Feb 19, 2010

Computer Searches, the 4th Amendment and Jurisprudence

Police officers search a suspect's computer pursuant to a search warrant authorizing them to look for evidence relating to threats that the suspect allegedly made against a school.  While searching computer files, the officers come across files containing illegal child pornography.  Can the officers "seize" these files and legitimately charge the suspect for possessing child pornography?  Yes, ruled a federal court in United States v. Williams (2010).

Judges frequently have to grapple with how to adapt rules to scenarios that didn't exist when the rules were created.  Search warrants are supposed to describe carefully where police officers can search for the evidence described in a warrant.  But if a computer is the site for a search, police officers may uncover a vast amount of private and personal information about suspects and other people and groups that have nothing to do with the evidence described in a warrant. 
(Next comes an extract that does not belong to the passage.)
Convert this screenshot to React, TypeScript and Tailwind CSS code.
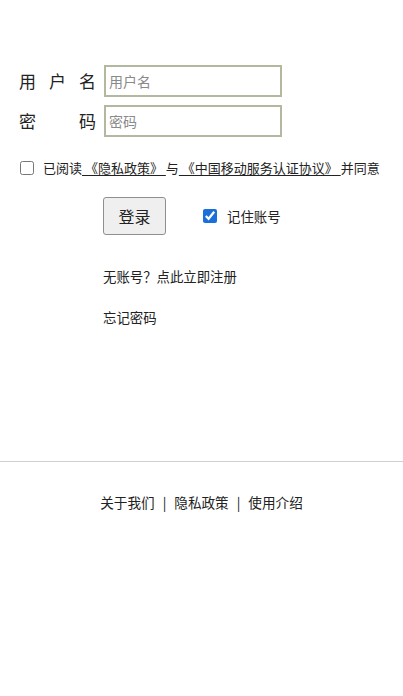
import { useState } from "react";

const FONT = { fontFamily: '"Microsoft YaHei", "Noto Sans CJK SC", "Noto Sans", sans-serif' };

export default function App() {
  const [agree, setAgree] = useState(false);
  const [remember, setRemember] = useState(true);

  return (
    <div className="w-[403px] h-[696px] bg-white text-[#222]" style={FONT}>
      <div className="pt-[65px]">
        <div className="flex items-center pl-[19px]">
          <label className="w-[77px] text-[17px] leading-[32px] [text-align-last:justify]">用户名</label>
          <input
            placeholder="用户名"
            className="ml-[8px] w-[178px] h-[32px] border-2 border-[#b3b99f] px-[3px] text-[14px] placeholder:text-[#8a8a8a] outline-none"
          />
        </div>
        <div className="flex items-center pl-[19px] mt-[8px]">
          <label className="w-[77px] text-[17px] leading-[32px] [text-align-last:justify]">密码</label>
          <input
            type="password"
            placeholder="密码"
            className="ml-[8px] w-[178px] h-[32px] border-2 border-[#b3b99f] px-[3px] text-[14px] placeholder:text-[#8a8a8a] outline-none"
          />
        </div>

        <div className="flex items-center mt-[21px] pl-[20px] h-[20px] text-[13px]">
          <input
            type="checkbox"
            checked={agree}
            onChange={(e) => setAgree(e.target.checked)}
            className="w-[14px] h-[14px] m-0"
          />
          <span className="ml-[9px] whitespace-nowrap">
            已阅读
            <a className="underline underline-offset-2"> 《隐私政策》 </a>
            与
            <a className="underline underline-offset-2"> 《中国移动服务认证协议》 </a>
            并同意
          </span>
        </div>

        <div className="flex items-center mt-[19px] pl-[103px]">
          <button className="w-[63px] h-[38px] bg-[#efefef] border border-[#8f8f8f] rounded-[3px] text-[16px]">
            登录
          </button>
          <input
            type="checkbox"
            checked={remember}
            onChange={(e) => setRemember(e.target.checked)}
            className="ml-[37px] w-[14px] h-[14px] m-0 accent-[#1a6fd8]"
          />
          <span className="ml-[10px] text-[13.4px]">记住账号</span>
        </div>

        <div className="pl-[103px] mt-[31px] text-[13.4px] leading-[20px]">无账号？点此立即注册</div>
        <div className="pl-[103px] mt-[21px] text-[13.4px] leading-[20px]">忘记密码</div>

        <div className="mt-[134px] border-t border-[#cfcfcf]" />

        <div className="flex justify-center items-center mt-[30px] text-[13.6px] leading-[20px] gap-[8px]">
          <span>关于我们</span>
          <span>|</span>
          <span>隐私政策</span>
          <span>|</span>
          <span>使用介绍</span>
        </div>
      </div>
    </div>
  );
}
In the Williams case, the court ruled in favor of the police by applying an existing rule (the "plain view" exception to the warrant requirement) to a technology that didn't exist when the rule was created.  The court stated that the police officers seized the child pornography legally because it came into "plain view" as they opened electronic files that might have contained evidence of threats.

The Williams case is a reminder that legal rules have to be somewhat abstract and elastic if we expect judges to apply them in contexts that develop after the rules are created.